REPUBLIKA.CO.ID, DENPASAR -- Kementerian Lingkungan Hidup dan Kehutanan meminta pemerintah kabupaten/kota di Bali untuk mempermudah pengeluaran izin bagi industri kecil dan menengah (IKM) sehingga mereka bisa lebih cepat memperoleh sertifikat verifikasi legalitas kayu.
"Kelemahan IKM untuk mendapat SVLK ternyata sesungguhnya bukan hanya biaya, tetapi banyak yang tidak punya izin seperti SIUP, SITU/HO dan izin itu dikeluarkan oleh pemerintah kabupaten/kota," kata Staf Ahli Menteri Lingkungan Hidup dan Kehutanan Bidang Ekonomi dan Perdagangan Internasional IB Putera Parthama, dalam rapat koordinasi percepatan SVLK, di Denpasar, Selasa (24/3).
Sebelumnya, ucap dia, hambatan yang sering dikemukakan untuk memperoleh SVLK itu karena besarnya biaya sertifikasi, padahal untuk mengatasi hal itu pemerintah bersama lembaga donor sudah menyediakan bantuan biaya sertifikasi dan juga dianjurkan untuk mengajukan sertifikasi dalam kelompok.
"Namun, berdasarkan hasil pencarian fakta oleh tim, hambatan yang lebih penting sebenarnya karena susah atau mahalnya berbagai perizinan. Tanpa adanya izin, SVLK tidak mungkin diperoleh," ujarnya.
Parthama menegaskan SVLK itu penting bagi semua pelaku industri kayu karena negara-negara pengimpor sudah mulai menuntut bahwa semua kayu dan produk kayu yang masuk ke pasarnya adalah legal. Di sisi lain, SVLK akan memberi keunggulan bagi produk Indonesia dalam merebut pasar dan mendapatkan harga yang lebih baik.
Saat ini pihaknya tengah mengupayakan percepatan penerapan SVLK bagi pelaku industri kayu dan Bali menjadi daerah prioritas karena keberadaan ribuan industri kecil penghasil kerajinan untuk kepentingan ekspor.
Jika sistem ini sudah berlaku penuh di awal 2016, hasil kerajinan kayu yang tidak dilengkapi SVLK otomatis akan ditolak oleh negara penerima. Hingga saat ini, tambah dia, sedikitnya 28 negara Uni Eropa sudah mengakui SVLK. Sejatinya, kata Prathama, SVLK rencananya mulai diberlakukan per 1 Januari 2014. Namun, karena banyak hambatan dalam pelaksanaannya, pemerintah masih mentoleransi pelaku industri kecil.

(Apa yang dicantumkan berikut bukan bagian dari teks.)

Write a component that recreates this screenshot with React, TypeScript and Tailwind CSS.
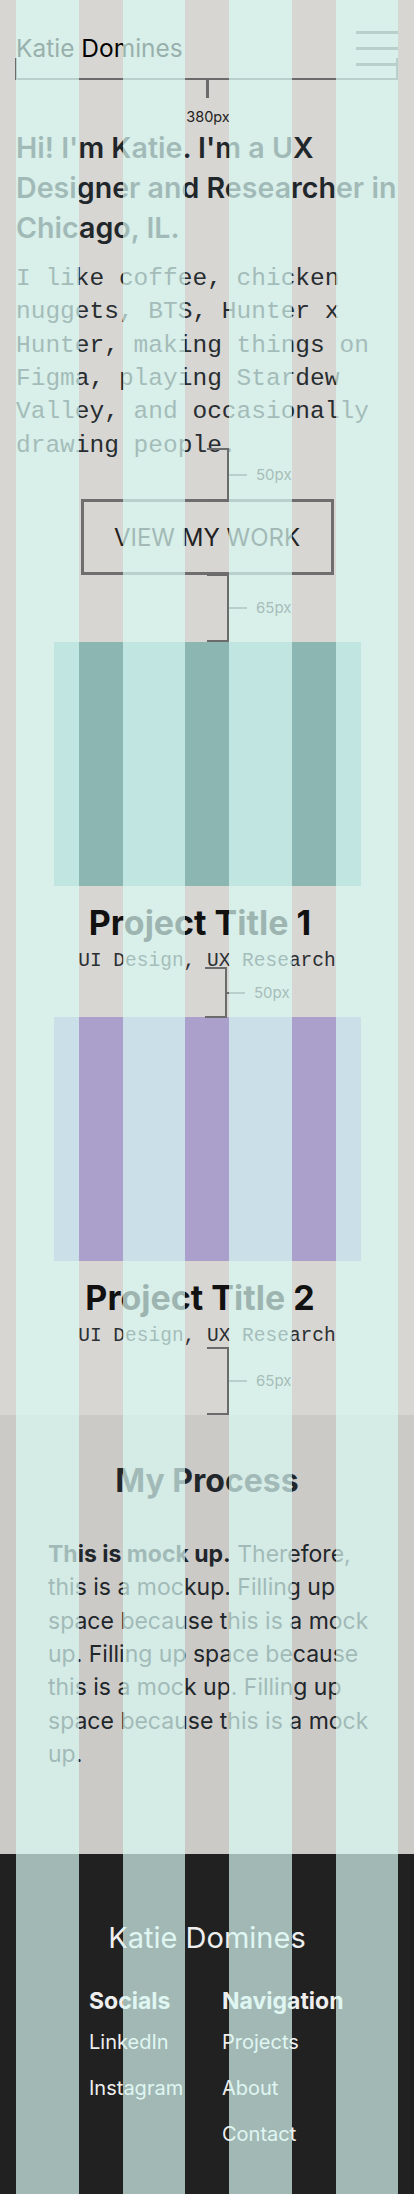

"Hingga akhir Desember 2015, pelaku industri kecil masih dibijaksanai menggunakan Deklarasi Ekpor (DE) sebagai pengganti SVLK. Namun, setelah 31 Desember 2015, DE sudah tak berlaku ini dan seluruh pelaku industri kerajinan kayu wajib mengantongi SVLK," ucapnya.
Sementara itu, Kadis Kehutanan Provinsi Bali IGN Wiranatha berjanji akan melakukan kerja sama dengan pemerintah kabupaten/kota untuk mempercepat dan mempermudah izin bagi IKM. "Itu yang akan kami pacu dengan koordinasi yang berkelanjutan, sehingga persoalan perizinan yang menjadi syarat untuk memperoleh SVLK dapat teratasi," ucapnya.
Wiranatha mengemukakan, dari sekitar 1.900 IKM yang ada di Bali, hanya 60-an yang sudah memiliki SVLK. Demikian juga dengan industri primer, dari sembilan yang ada, baru dua yang sudah memiliki SVLK. Pada kesempatan tersebut juga diisi dengan penandatanganan Deklarasi Bersama Percepatan Pelaksanaan SVLK di Provinsi Bali.